Microsoft Corp’s quarterly profit fell a greater-than-expected 22 percent, as sales of computers running its Windows operating system dipped and some revenue was deferred ahead of an upcoming releases of its core Windows and Office products.
The sharp decline surprised investors, who had underestimated the effect of weak personal computer sales, sending Microsoft’s shares down 1.3 percent in after-hours trading.
“To us, it seems like the macro[economic] conditions certainly deteriorated and no tech company will be immune to it,” said Trip Chowdhry, an analyst at Global Equities Research.
Earlier on Thursday, Google Inc had reported sharply lower profits following downbeat reports from Intel Corp and International Business Machines Corp earlier in the week.

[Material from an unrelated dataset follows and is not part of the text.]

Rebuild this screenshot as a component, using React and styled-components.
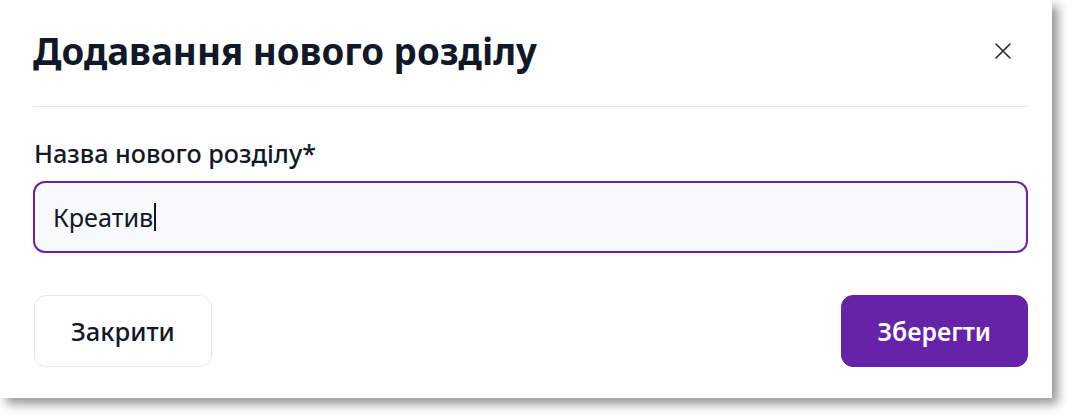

Sales of PCs are expected to fall this year for the first time since 2001, according to research firm IHS, due to the weak economy and the inability of the latest crop of lightweight laptops to compete with Apple Inc’s iPad.
Microsoft is betting the release of touch-friendly Windows 8 will rev up sales of PCs, laptops and Windows-compatible tablets as soon as it launches next week and break Microsoft’s heavy reliance on PC sales for profit.
“I don’t control the macro-environment, but there’s a huge opportunity in the explosion of devices,” Microsoft chief financial officer Peter Klein said in an interview. “There’s demand for compelling devices and a connected set of cloud experiences. That’s what Windows 8 is all about.”
Microsoft, the world’s largest software company, said fiscal first-quarter profit fell to US$4.47 billion, or earnings per share (EPS) of US$0.53, from US$5.74 billion, or an EPS of US$0.68, in the previous year.
Wall Street had expected an EPS of US$0.56, according to Thomson Reuters I/B/E/S.
Sales fell 8 percent to US$16.01 billion, largely caused by the dip in demand for personal computers running Windows, as consumers held off new purchases in the tight economy or opted to buy a tablet device instead.
The revenue decline was exaggerated by Microsoft’s deferral of about US$1.36 billion in revenue, chiefly from its Windows unit, which it will regain next quarter after Windows 8 is launched.
Analysts, anticipating the dip in PC sales and accounting for the deferred revenue, had called for sales of US$16.4 billion.
On the positive side for Microsoft, its fast-growing server and tools business — whose datacenter “cloud” services are in high demand — posted a 12 percent jump in operating profits to US$1.75 billion, while its perennially money-losing online services unit — containing the Bing search engine and the MSN portal — narrowed its quarterly operating loss by 29 percent to US$364 million as it increased its share of the search ad market and cut costs.
“Investors were not expecting a home run. All expectations are on the launch of Windows 8 and the entrance into the tablet market,” said Daniel Ives, an analyst at FBR Capital Markets. “In light of the environment, the macro[economic] and PC situation, these are respectable numbers.”